By the way (in the interests of being helpful) it is the 30th of September – not the 30th of October.
But Paul, the Political EnemyClass wants to and is trying to create a Police State. As the late and sometimes-great-but-not-always Bernard Levin once said in the title of an article in The Times, which I cut in 1978 but have lost…
“it’s not what they can’t say: it’s the way that they can’t say it”.
Already, the Police can State What They Say The Law Is. They had a fine time interpreting it for themselves in Rotherham – soon to be followed by a number of other once-great Northern Cities and proud towns, I bet you 1p.
Nobody’s sacked the Rotherham buggers yet I notice.
Paul, can I ask you something?
What exactly is it that upsets you about Sean?
Are you his keeper, or what?
Anyway, Paul, how dare anyone – let alone someone in the Gubblentment – tell anyone what he can or cannot buy, with whatever money has been handed to him by anyone whatsoever? Or – worse – try to constrain that wretched person, with some sort of “kids’ entitlement brownie-points-card”?
I don’t think you addressed that part of the strategic argument for liberty at all. Sorry.
Yes Paul–this “what Sean Gabb thinks” thing is getting old.
Rothbard was a great man in many ways but a prime fool with his “deal-with-the-Devil” nonsense about co-operating with leftists. You can no more do a deal with those scum than Jesus could have cut a deal with Satan out in the desert. Evil does not work for or with good–except as a tactic to enable the other shoe to drop later on. I have lost a lot of respect for Lew Rockwell after reading the horseshit his contributors (and the opinion pieces by Lew himself) have written about the Scottish independence thing. If they are as ill-informed on the other topics they write about as they are on Scotland that does not bode well.
So if you have some problem with Sean–call him out and settle it with your fists like men. This constant sniping spoils your otherwise excellent contributions.
“Police State” is a matter of degree and interpretation. The problem is, we tend to compare ourselves to political police states characteristic of the 20th century. A better comparison is a religious police state as found in the Islamic world for instance; and then when we look at the ruthless persecution and arbitrariness of what I term “Moral crimes” (e.g. Emma West) the label starts to look reasonable.

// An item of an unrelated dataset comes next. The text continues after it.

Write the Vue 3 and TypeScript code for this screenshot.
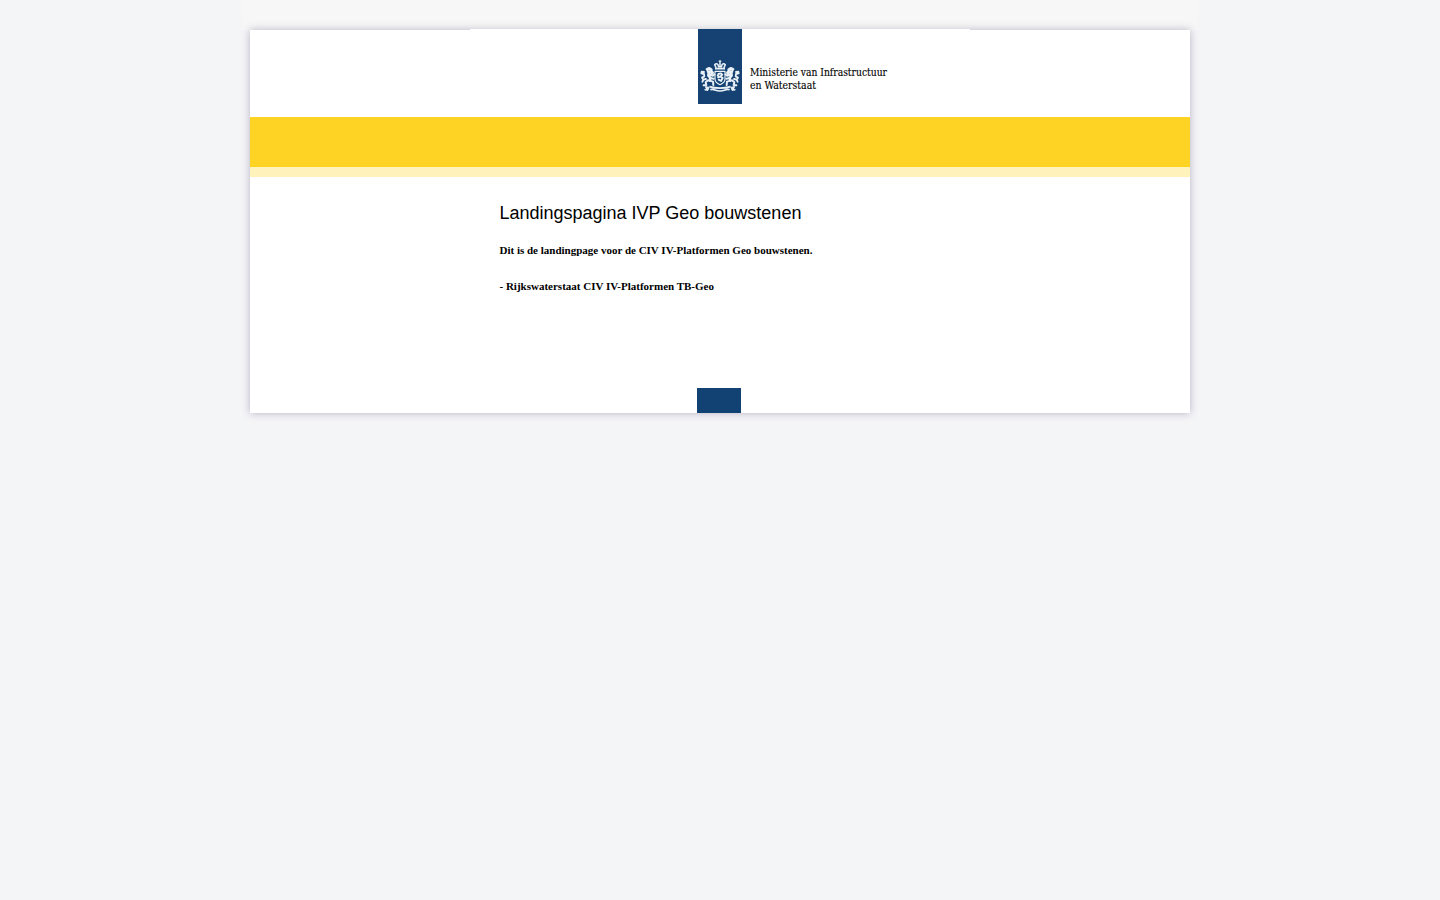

Anyway, this issue itself conflates two constituencies (possibly more) the first obvious one is the Neo-Puritan temperance nutters, who see this as another way to “denormalise” smoking and drinking and typical of their attempts to reform the lower orders since 1850, since they have this persistent barking idea that people are poor due to moral corruption, etc (see my endless posts in the past on this). The other is the persistent constituency on the right who just enjoy the government being vindictive and sit there at Tory conferences clapping like seals at policies like this one. Hateful people.
David – the contrast between what he was (and still could be – the talent has not gone away) and what he is.
All people change – for example I am fat and bald (I did not use to be), but some changes are more irritating than others. The systematic undermining of libertarianism (starting with the LA conferences of some years ago – then the Kevin pushing and so on) is hard to forgive (and I am not a forgiving person). The messing about (at different times) with the various different forms of Black Flagger (Fascist, Anarchist and Islamist) is irritating.
Ian – yes “Police State” originally had quite a lose definition in German 18th century thought. But Sean is not using it like that – he is mucking about. Although his term “soft police state” is a bit less bad.
The bleeping irritating thing is that Sean Gabb is one of the best people I know (even now) for the specific details for how the specific violations of the classical principles of jurisprudence cause harm, but he wastes his talent and knowledge.